_WORK TO DO:_ Give the number of lines that include the word "components", and nothing else.

-------

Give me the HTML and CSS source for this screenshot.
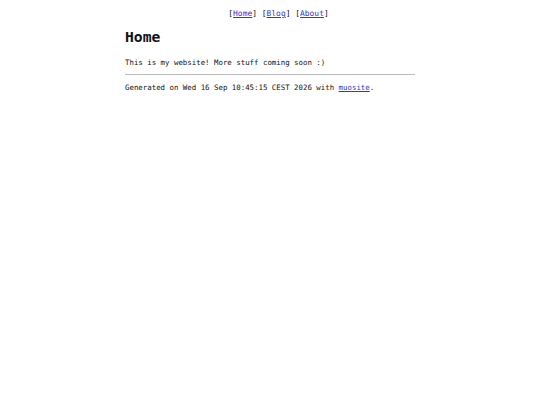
FILE: index.html
```html
<!DOCTYPE html>
<html>
<head>
<meta charset="utf-8">
<title>Home</title>
<link rel="stylesheet" href="styles.css">
</head>
<body>
<nav class="nav">[<a href="#">Home</a>] [<a href="#">Blog</a>] [<a href="#">About</a>]</nav>
<main class="page">
<h1 class="title">Home</h1>
<p class="text">This is my website! More stuff coming soon :)</p>
<hr class="rule">
<footer class="foot">Generated on Wed 16 Sep 10:45:15 CEST 2026 with <a href="#">muosite</a>.</footer>
</main>
</body>
</html>
```
FILE: styles.css
```css
html, body {
  margin: 0;
  padding: 0;
  background: #fff;
}
body {
  font-family: "DejaVu Sans Mono", "Liberation Mono", monospace;
  color: #111;
  font-size: 7.4px;
}
a {
  color: #3535c8;
}
.nav {
  text-align: center;
  font-size: 7.95px;
  padding: 9px 0 0 17px;
  line-height: 10px;
}
.page {
  width: 290px;
  margin: 0 auto;
}
.title {
  font-size: 14.7px;
  font-weight: bold;
  margin: 9px 0 0;
  line-height: 18px;
}
.text {
  margin: 12px 0 0;
  line-height: 10px;
}
.rule {
  border: 0;
  border-top: 1px solid #bbb;
  margin: 6px 0 0;
  height: 0;
}
.foot {
  margin-top: 8px;
  line-height: 10px;
}
```
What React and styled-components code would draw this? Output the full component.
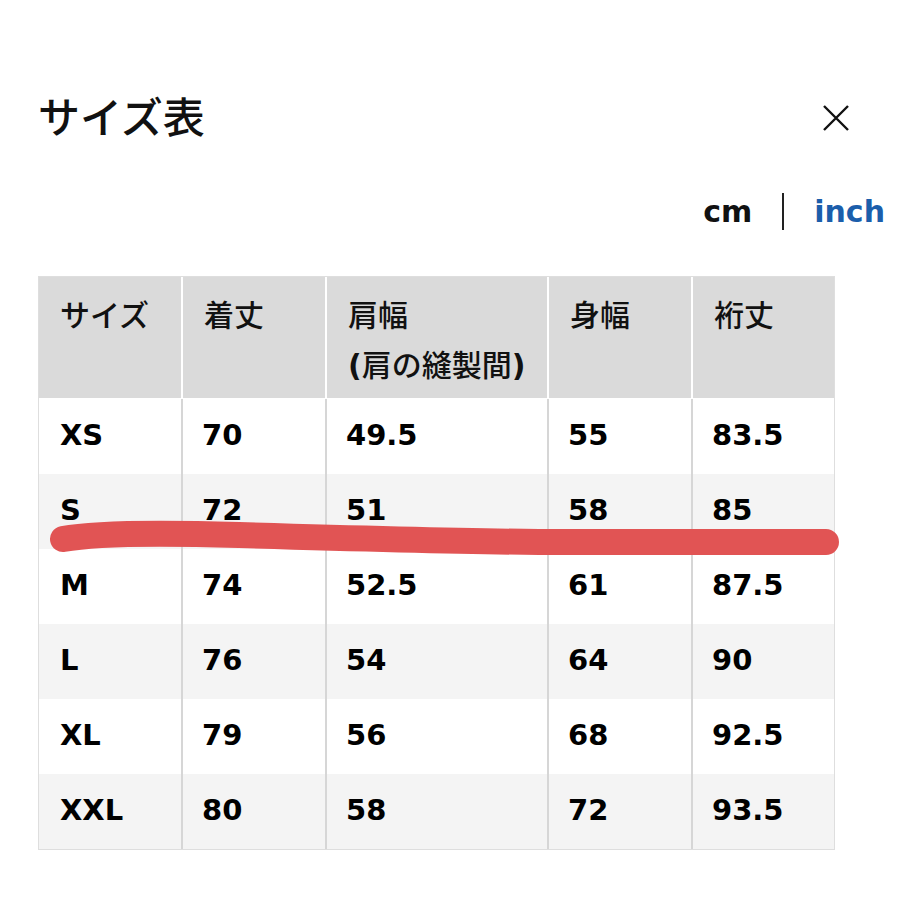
import styled, { createGlobalStyle } from "styled-components";

const GlobalStyle = createGlobalStyle`
  html, body {
    margin: 0;
    padding: 0;
    background: #fff;
  }
  body {
    font-family: "Noto Sans CJK JP", "DejaVu Sans", sans-serif;
    color: #111;
  }
`;

const columns = ["142px", "144px", "222px", "144px", "1fr"];

const rows = [
  ["XS", "70", "49.5", "55", "83.5"],
  ["S", "72", "51", "58", "85"],
  ["M", "74", "52.5", "61", "87.5"],
  ["L", "76", "54", "64", "90"],
  ["XL", "79", "56", "68", "92.5"],
  ["XXL", "80", "58", "72", "93.5"],
];

function App() {
  return (
    <>
      <GlobalStyle />
      <Page>
        <TitleBar>
          <Title>サイズ表</Title>
          <CloseButton aria-label="close">
            <svg width="28" height="28" viewBox="0 0 28 28">
              <path d="M2 2 L26 26 M26 2 L2 26" stroke="#111" strokeWidth="2.4" />
            </svg>
          </CloseButton>
        </TitleBar>

        <UnitRow>
          <Unit>cm</Unit>
          <Divider />
          <Unit $active>inch</Unit>
        </UnitRow>

        <Table>
          <HeaderRow>
            <HeadCell>サイズ</HeadCell>
            <HeadCell>着丈</HeadCell>
            <HeadCell>
              肩幅
              <br />
              <Paren>(</Paren>肩の縫製間<Paren>)</Paren>
            </HeadCell>
            <HeadCell>身幅</HeadCell>
            <HeadCell>裄丈</HeadCell>
          </HeaderRow>
          {rows.map((row, i) => (
            <BodyRow key={row[0]} $alt={i % 2 === 1}>
              {row.map((value, j) => (
                <Cell key={j} $first={j === 0}>
                  {value}
                </Cell>
              ))}
            </BodyRow>
          ))}
          <Marker viewBox="0 0 797 577" width="797" height="577">
            <path
              d="M24 262 C 50 257, 100 255, 200 258 S 400 264, 500 265 L 787 265"
              fill="none"
              stroke="#e15454"
              strokeWidth="26"
              strokeLinecap="round"
            />
          </Marker>
        </Table>
      </Page>
    </>
  );
}

const Page = styled.div`
  width: 900px;
  height: 900px;
  box-sizing: border-box;
  padding: 91px 0 0 38px;
  overflow: hidden;
`;

const TitleBar = styled.div`
  width: 812px;
  height: 48px;
  display: flex;
  align-items: center;
  justify-content: space-between;
`;

const Title = styled.h1`
  margin: 0;
  font-size: 42px;
  font-weight: 500;
  line-height: 48px;
  color: #111;
`;

const CloseButton = styled.button`
  border: 0;
  background: none;
  padding: 0;
  margin-top: 6px;
  width: 28px;
  height: 28px;
  display: flex;
`;

const UnitRow = styled.div`
  width: 847px;
  margin-top: 54px;
  display: flex;
  justify-content: flex-end;
  align-items: center;
  gap: 30px;
`;

const Unit = styled.span`
  font-family: "DejaVu Sans", sans-serif;
  font-weight: 700;
  font-size: 30px;
  line-height: 36px;
  color: ${(p) => (p.$active ? "#1b5eab" : "#111")};
`;

const Divider = styled.span`
  width: 2px;
  height: 37px;
  background: #222;
`;

const Table = styled.div`
  position: relative;
  margin-top: 46px;
  width: 797px;
  box-sizing: border-box;
  border: 1px solid #dedede;
`;

const HeaderRow = styled.div`
  display: grid;
  grid-template-columns: ${columns.join(" ")};
  height: 121px;
  border-bottom: 1px solid #fff;
`;

const HeadCell = styled.div`
  background: #dadada;
  border-left: 2px solid #fff;
  padding: 11px 0 0 21px;
  font-size: 30px;
  font-weight: 500;
  line-height: 50px;
  color: #111;

  &:first-child {
    border-left: 0;
  }
`;

const Paren = styled.span`
  font-family: "DejaVu Sans", sans-serif;
  font-weight: 700;
`;

const BodyRow = styled.div`
  display: grid;
  grid-template-columns: ${columns.join(" ")};
  height: 75px;
  background: ${(p) => (p.$alt ? "#f4f4f4" : "#fff")};
`;

const Cell = styled.div`
  display: flex;
  align-items: center;
  padding-left: ${(p) => (p.$first ? "21px" : "19px")};
  padding-bottom: 4px;
  border-left: ${(p) => (p.$first ? "0" : "2px solid #d6d6d6")};
  font-family: "DejaVu Sans", sans-serif;
  font-weight: 700;
  font-size: 29px;
  color: #000;
`;

const Marker = styled.svg`
  position: absolute;
  left: 0;
  top: 0;
  pointer-events: none;
  overflow: visible;
`;

export default App;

-------

_TASK ANSWER:_ 2